* _What you need to do_
Extract and list every line that contains the word "page".

---------- Provided data ----------

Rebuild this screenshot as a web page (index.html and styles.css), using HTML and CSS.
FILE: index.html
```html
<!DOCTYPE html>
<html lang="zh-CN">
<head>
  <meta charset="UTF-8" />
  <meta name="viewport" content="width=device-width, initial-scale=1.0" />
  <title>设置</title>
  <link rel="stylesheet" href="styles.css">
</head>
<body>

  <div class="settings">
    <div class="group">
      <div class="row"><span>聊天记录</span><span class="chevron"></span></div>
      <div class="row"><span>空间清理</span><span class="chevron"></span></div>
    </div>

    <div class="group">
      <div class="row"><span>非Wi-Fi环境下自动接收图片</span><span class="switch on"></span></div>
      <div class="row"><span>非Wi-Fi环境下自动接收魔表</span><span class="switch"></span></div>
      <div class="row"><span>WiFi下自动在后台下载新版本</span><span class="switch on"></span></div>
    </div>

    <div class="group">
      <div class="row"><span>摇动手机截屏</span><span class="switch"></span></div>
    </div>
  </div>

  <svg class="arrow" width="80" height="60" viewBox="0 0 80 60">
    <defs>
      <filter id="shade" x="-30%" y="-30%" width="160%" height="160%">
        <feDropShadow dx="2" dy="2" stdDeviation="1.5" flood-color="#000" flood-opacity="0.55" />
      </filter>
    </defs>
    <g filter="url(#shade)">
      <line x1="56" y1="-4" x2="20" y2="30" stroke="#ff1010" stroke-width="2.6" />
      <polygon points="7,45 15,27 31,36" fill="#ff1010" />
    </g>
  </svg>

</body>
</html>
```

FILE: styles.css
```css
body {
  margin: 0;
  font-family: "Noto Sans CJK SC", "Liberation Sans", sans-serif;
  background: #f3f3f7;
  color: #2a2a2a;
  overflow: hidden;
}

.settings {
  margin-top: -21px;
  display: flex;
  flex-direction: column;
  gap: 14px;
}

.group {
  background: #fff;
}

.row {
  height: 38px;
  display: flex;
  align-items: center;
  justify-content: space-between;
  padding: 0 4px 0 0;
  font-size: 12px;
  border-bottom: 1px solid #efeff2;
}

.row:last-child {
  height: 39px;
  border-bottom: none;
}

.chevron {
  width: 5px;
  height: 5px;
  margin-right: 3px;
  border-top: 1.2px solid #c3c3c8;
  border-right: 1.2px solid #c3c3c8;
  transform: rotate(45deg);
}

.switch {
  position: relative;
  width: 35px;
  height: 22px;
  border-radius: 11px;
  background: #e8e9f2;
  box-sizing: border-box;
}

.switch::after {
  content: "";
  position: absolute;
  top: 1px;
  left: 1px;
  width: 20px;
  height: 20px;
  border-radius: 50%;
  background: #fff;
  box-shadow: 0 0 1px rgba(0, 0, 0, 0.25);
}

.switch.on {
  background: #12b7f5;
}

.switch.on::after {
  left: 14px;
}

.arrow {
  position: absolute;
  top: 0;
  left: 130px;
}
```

----------
---------- Provided data ----------

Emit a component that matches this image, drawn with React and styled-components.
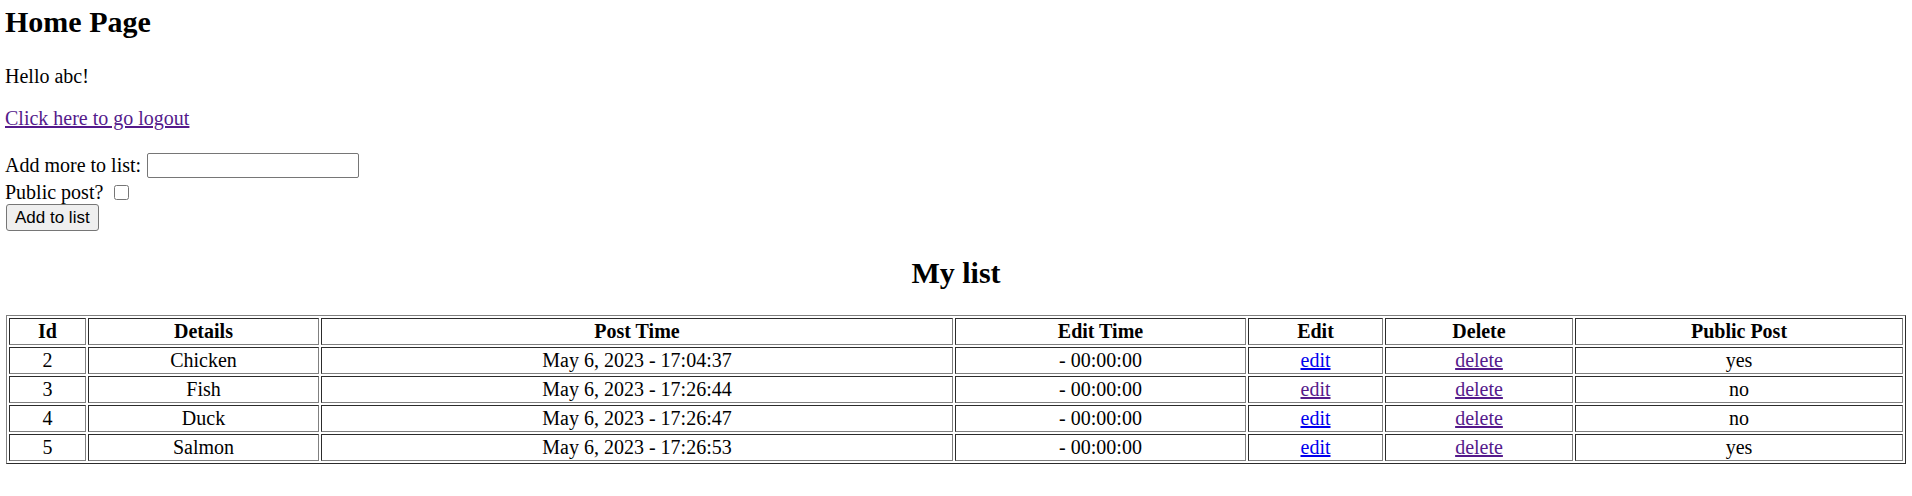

----------
---------- Provided data ----------

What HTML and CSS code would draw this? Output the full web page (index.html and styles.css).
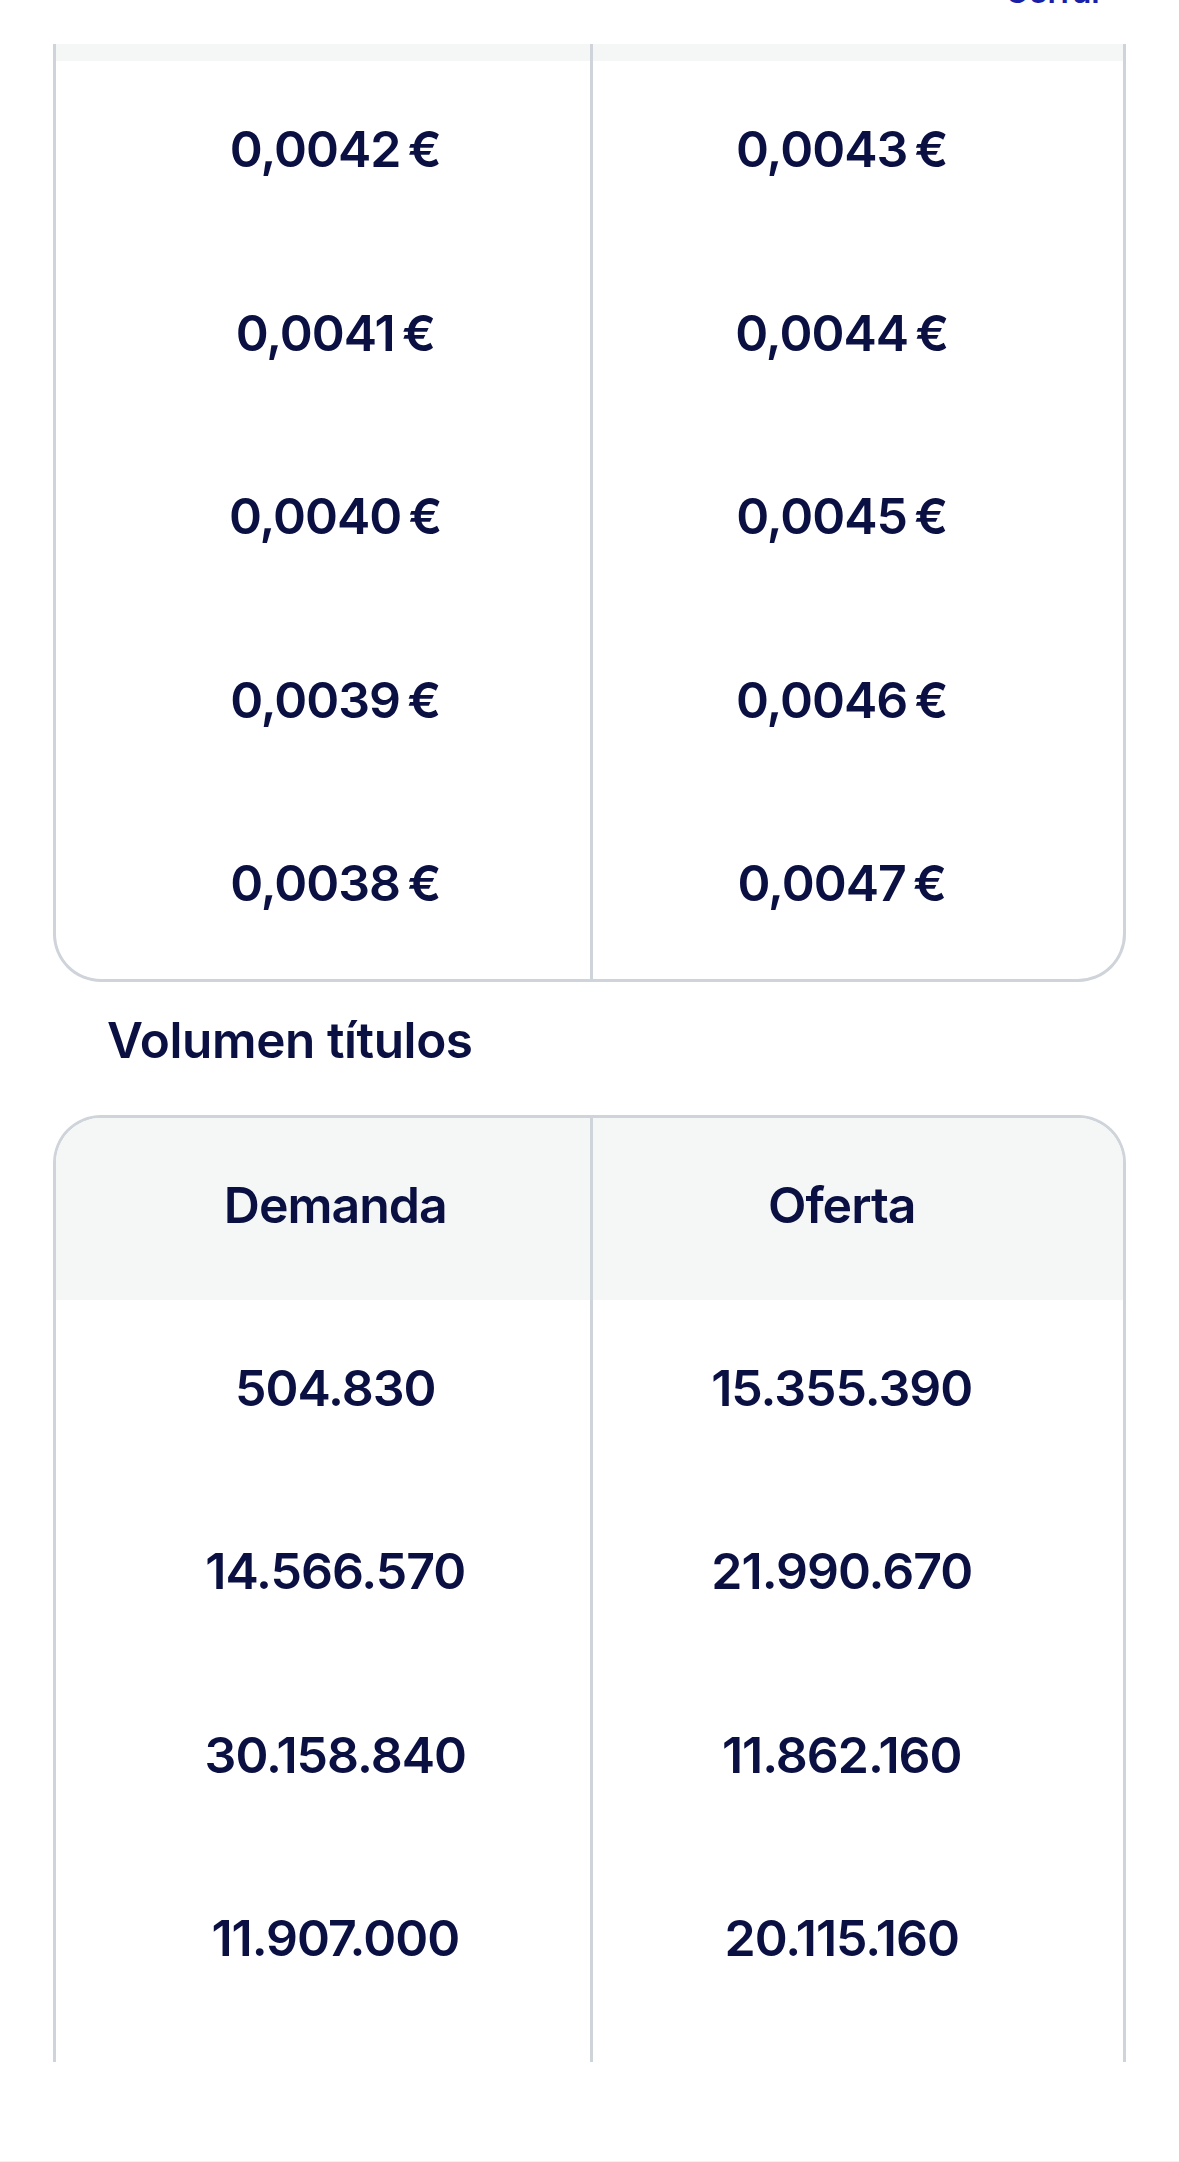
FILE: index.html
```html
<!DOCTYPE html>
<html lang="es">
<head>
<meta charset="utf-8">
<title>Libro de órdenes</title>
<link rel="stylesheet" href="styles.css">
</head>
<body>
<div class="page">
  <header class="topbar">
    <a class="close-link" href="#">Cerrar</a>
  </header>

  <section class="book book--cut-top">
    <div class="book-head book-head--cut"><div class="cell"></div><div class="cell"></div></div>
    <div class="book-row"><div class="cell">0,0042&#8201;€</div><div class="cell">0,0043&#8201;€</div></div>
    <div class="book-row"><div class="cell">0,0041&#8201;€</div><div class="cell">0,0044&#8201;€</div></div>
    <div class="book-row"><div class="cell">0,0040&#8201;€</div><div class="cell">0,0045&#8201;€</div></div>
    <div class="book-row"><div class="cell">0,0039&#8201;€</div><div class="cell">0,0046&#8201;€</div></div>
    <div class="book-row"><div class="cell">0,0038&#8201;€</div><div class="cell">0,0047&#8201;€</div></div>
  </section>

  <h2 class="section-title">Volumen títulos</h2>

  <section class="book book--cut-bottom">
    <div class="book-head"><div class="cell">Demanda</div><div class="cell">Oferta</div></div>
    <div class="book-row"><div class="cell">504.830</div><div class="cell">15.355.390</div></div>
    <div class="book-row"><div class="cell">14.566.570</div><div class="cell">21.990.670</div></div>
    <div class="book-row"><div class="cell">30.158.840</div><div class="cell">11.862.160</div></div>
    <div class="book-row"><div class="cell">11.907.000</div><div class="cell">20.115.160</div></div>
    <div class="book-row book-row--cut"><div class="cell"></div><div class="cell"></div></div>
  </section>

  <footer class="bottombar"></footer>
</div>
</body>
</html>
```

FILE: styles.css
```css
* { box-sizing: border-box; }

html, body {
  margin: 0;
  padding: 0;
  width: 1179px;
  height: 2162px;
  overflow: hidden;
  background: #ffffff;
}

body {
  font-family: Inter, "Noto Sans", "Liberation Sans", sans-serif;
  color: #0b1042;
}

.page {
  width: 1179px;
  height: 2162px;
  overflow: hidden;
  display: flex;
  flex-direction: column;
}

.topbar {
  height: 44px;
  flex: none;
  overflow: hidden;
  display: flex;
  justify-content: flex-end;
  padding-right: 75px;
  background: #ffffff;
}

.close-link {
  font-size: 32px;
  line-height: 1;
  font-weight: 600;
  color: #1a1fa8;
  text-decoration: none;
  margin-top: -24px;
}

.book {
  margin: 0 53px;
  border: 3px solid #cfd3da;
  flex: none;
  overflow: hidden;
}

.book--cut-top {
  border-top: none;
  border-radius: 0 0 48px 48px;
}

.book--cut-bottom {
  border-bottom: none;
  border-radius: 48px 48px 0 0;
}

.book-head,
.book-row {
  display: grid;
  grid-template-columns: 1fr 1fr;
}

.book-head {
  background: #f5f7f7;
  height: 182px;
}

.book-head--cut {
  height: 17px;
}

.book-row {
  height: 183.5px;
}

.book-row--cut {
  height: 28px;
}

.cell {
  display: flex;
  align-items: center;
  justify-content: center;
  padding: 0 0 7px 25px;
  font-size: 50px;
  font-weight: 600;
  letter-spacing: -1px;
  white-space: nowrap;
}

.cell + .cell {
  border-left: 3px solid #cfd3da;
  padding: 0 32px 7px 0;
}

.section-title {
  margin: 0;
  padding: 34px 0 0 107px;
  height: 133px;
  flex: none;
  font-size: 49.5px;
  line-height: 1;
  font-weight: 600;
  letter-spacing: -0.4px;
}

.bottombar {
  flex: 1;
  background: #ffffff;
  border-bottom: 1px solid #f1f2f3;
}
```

----------

* _The response_
Rebuild this screenshot as a web page (index.html and styles.css), using HTML and CSS.
What HTML and CSS code would draw this? Output the full web page (index.html and styles.css).
<div class="page">
.page {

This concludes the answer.